Worked Example showing how to read pixels from a given region of the webcam

Worked Example showing how to use “thresholding” for pixels read from the webcam

Curricular Artifacts

Besides our poster presentations at the research symposium at the end of the summer, we were tasked to take our research and bring it into our classrooms. We each created a lesson that had to make it through the vetting process on

2018 – Visualize your Heartbeat as a multi-day engineering project and single day AP Physics C lab activity. Both versions of the activity involve using microcontrollers and heartbeat sensors so students can collect their own pulse data and reduce these data to create a visualization of the students’ heartbeats. Besides the code driving the data collection, the use of spreadsheets to process data adds a CT element beyond computer programming. There is also a version of this lab that asks students to code in micropython that can use an Arduino-based microcontroller or a Micro:bit microcontroller.

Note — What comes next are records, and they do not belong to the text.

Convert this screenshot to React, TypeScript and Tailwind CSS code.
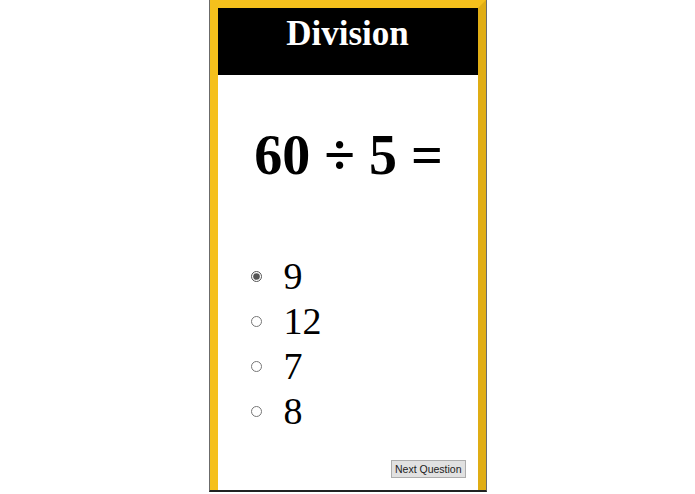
import { useState } from "react";

const answers = ["9", "12", "7", "8"];

export default function App() {
  const [picked, setPicked] = useState("9");

  return (
    <div className="flex h-[494px] w-full justify-center bg-white">
      <div className="flex h-[492px] w-[278px] flex-col border-x border-b-2 border-x-[#6b6b6b] border-b-[#222]">
        <div className="flex flex-1 flex-col border-x-[8px] border-t-[8px] border-l-[#f5c01c] border-r-[#e0ad14] border-t-[#f5c01c] bg-white">
          <div className="flex h-[67px] items-start justify-center bg-black pt-[4px]">
            <h1
              className="text-[35px] font-bold leading-[44px] text-white"
              style={{ fontFamily: '"Liberation Serif", "Times New Roman", serif' }}
            >
              Division
            </h1>
          </div>

          <div
            className="flex flex-1 flex-col"
            style={{ fontFamily: '"Liberation Serif", "Times New Roman", serif' }}
          >
            <div className="mt-[45px] flex justify-center pl-[2px] text-[56px] font-bold leading-[70px] text-black">
              60 ÷ 5 =
            </div>

            <div className="mt-[64px] flex flex-col pl-[33px]">
              {answers.map((a) => (
                <label key={a} className="flex h-[45px] items-center gap-[22px] text-[38px] leading-[45px] text-black">
                  <input
                    type="radio"
                    name="answer"
                    checked={picked === a}
                    onChange={() => setPicked(a)}
                    className="m-0 h-[11px] w-[11px] accent-[#555]"
                  />
                  <span>{a}</span>
                </label>
              ))}
            </div>

            <div className="mt-auto flex justify-end pb-[12px] pr-[12px]">
              <button
                className="h-[18px] border border-[#adadad] bg-[#e1e1e1] px-[3px] text-[10.5px] leading-[16px] text-[#222]"
                style={{ fontFamily: '"Liberation Sans", Arial, sans-serif' }}
              >
                Next Question
              </button>
            </div>
          </div>
        </div>
      </div>
    </div>
  );
}
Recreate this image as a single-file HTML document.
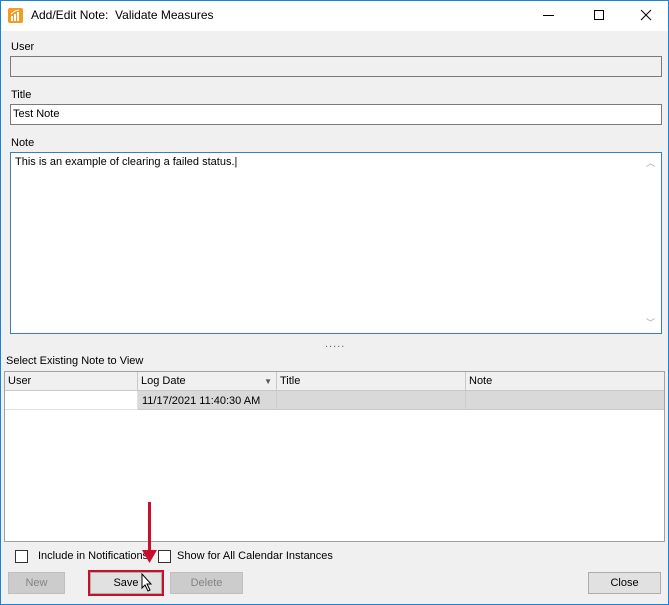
<!DOCTYPE html><html><head><style>
*{box-sizing:border-box;margin:0;padding:0}
body{width:669px;height:605px;overflow:hidden;font-family:"Liberation Sans",sans-serif;font-size:11px;color:#000;background:#f0f0f0;position:relative}
.a{position:absolute}
.win{left:0;top:0;width:669px;height:605px;border:1px solid #1883d7}
.tb{left:1px;top:1px;width:667px;height:30px;background:#fff}
.inp{border:1px solid #7a7a7a;background:#fff}
.btn{border:1px solid #adadad;background:#e1e1e1;text-align:center;line-height:20px;font-size:11px}
.dis{background:#cccccc;border-color:#bfbfbf;color:#838383}
.cb{width:13px;height:13px;border:1px solid #333;background:#fff}
.hd{top:372px;height:19px;border-right:1px solid #c8c8c8;border-bottom:1px solid #c8c8c8;background:#f0f0f0;padding:3px 3px;font-size:11px}
</style></head><body>
<div class="a win"></div>
<div class="a tb"></div>
<div class="a" style="left:8px;top:8px;width:15px;height:15px;background:#f59a23;border-radius:2px"></div>
<svg class="a" style="left:8px;top:8px" width="15" height="15"><rect x="3" y="8" width="2" height="5" fill="#fff"/><rect x="6" y="6" width="2" height="7" fill="#fff"/><rect x="9" y="4" width="2" height="9" fill="#fff"/><path d="M3 6 L7 3 L11 2" stroke="#fff" fill="none"/></svg>
<div class="a" style="left:31px;top:8px;font-size:12px">Add/Edit Note:&nbsp; Validate Measures</div>
<div class="a" style="left:543px;top:15px;width:11px;height:1px;background:#000"></div>
<div class="a" style="left:594px;top:10px;width:10px;height:10px;border:1px solid #000"></div>
<svg class="a" style="left:640px;top:9px" width="12" height="12"><path d="M1 1L11 11M11 1L1 11" stroke="#000" stroke-width="1"/></svg>
<div class="a" style="left:11px;top:41px">User</div>
<div class="a inp" style="left:10px;top:56px;width:652px;height:21px;background:#f0f0f0"></div>
<div class="a" style="left:11px;top:89px">Title</div>
<div class="a inp" style="left:10px;top:104px;width:652px;height:21px;padding:3px 2px">Test Note</div>
<div class="a" style="left:11px;top:137px">Note</div>
<div class="a inp" style="left:10px;top:152px;width:652px;height:182px;border-color:#3c7fb1;padding:3px 4px">This is an example of clearing a failed status.|</div>
<div class="a" style="left:646px;top:156px;color:#a0a0a0;font-size:9px">︿</div>
<div class="a" style="left:646px;top:316px;color:#a0a0a0;font-size:9px">﹀</div>
<div class="a" style="left:325px;top:338px;color:#666;letter-spacing:1px">.....</div>
<div class="a" style="left:6px;top:355px">Select Existing Note to View</div>
<div class="a" style="left:4px;top:371px;width:661px;height:171px;border:1px solid #a0a0a0;background:#fff"></div>
<div class="a hd" style="left:5px;width:133px">User</div>
<div class="a hd" style="left:138px;width:139px">Log Date<span style="position:absolute;right:4px;top:5px;font-size:8px;color:#555">▼</span></div>
<div class="a hd" style="left:277px;width:189px">Title</div>
<div class="a hd" style="left:466px;width:198px;border-right:none">Note</div>
<div class="a" style="left:138px;top:391px;width:526px;height:19px;background:#d9d9d9;border-bottom:1px solid #c8c8c8"></div>
<div class="a" style="left:5px;top:391px;width:133px;height:19px;border-bottom:1px solid #e0e0e0;border-right:1px solid #e0e0e0"></div>
<div class="a" style="left:142px;top:395px">11/17/2021 11:40:30 AM</div>
<div class="a" style="left:276px;top:391px;width:1px;height:19px;background:#ccc"></div>
<div class="a" style="left:465px;top:391px;width:1px;height:19px;background:#ccc"></div>
<div class="a cb" style="left:15px;top:550px"></div>
<div class="a" style="left:38px;top:550px">Include in Notifications</div>
<div class="a cb" style="left:158px;top:550px"></div>
<div class="a" style="left:177px;top:550px">Show for All Calendar Instances</div>
<div class="a btn dis" style="left:8px;top:572px;width:57px;height:22px">New</div>
<div class="a btn" style="left:90px;top:572px;width:72px;height:22px">Save</div>
<div class="a" style="left:88px;top:570px;width:76px;height:26px;border:2px solid #c8102e"></div>
<div class="a btn dis" style="left:170px;top:572px;width:73px;height:22px">Delete</div>
<div class="a btn" style="left:588px;top:572px;width:73px;height:22px">Close</div>
<svg class="a" style="left:140px;top:500px" width="20" height="66"><rect x="8" y="2" width="3" height="50" fill="#c8102e"/><path d="M2 50 L17 50 L9.5 63Z" fill="#c8102e"/></svg>
<svg class="a" style="left:141px;top:573px" width="14" height="20"><path d="M1 1 L1 15 L4 12 L7 18 L9 17 L6 11 L10 11Z" fill="#fff" stroke="#000"/></svg>
</body></html>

2019 – In 2019, I actually worked in 2 unrelated research programs. I took a week off from the Rice RET to head to McDonald Observatory with a science teacher cohort to collect spectra of low metallicity stars for an astronomy research project. I saw other researchers on the mountain were using code to reduce their data for study. This led me to combine my computing research experience and my astronomy research experience into one computing-centered astronomy lab activity called Measuring the Milky With Stars. This projects uses Python to process real astronomical data to determine the distance to a globular cluster.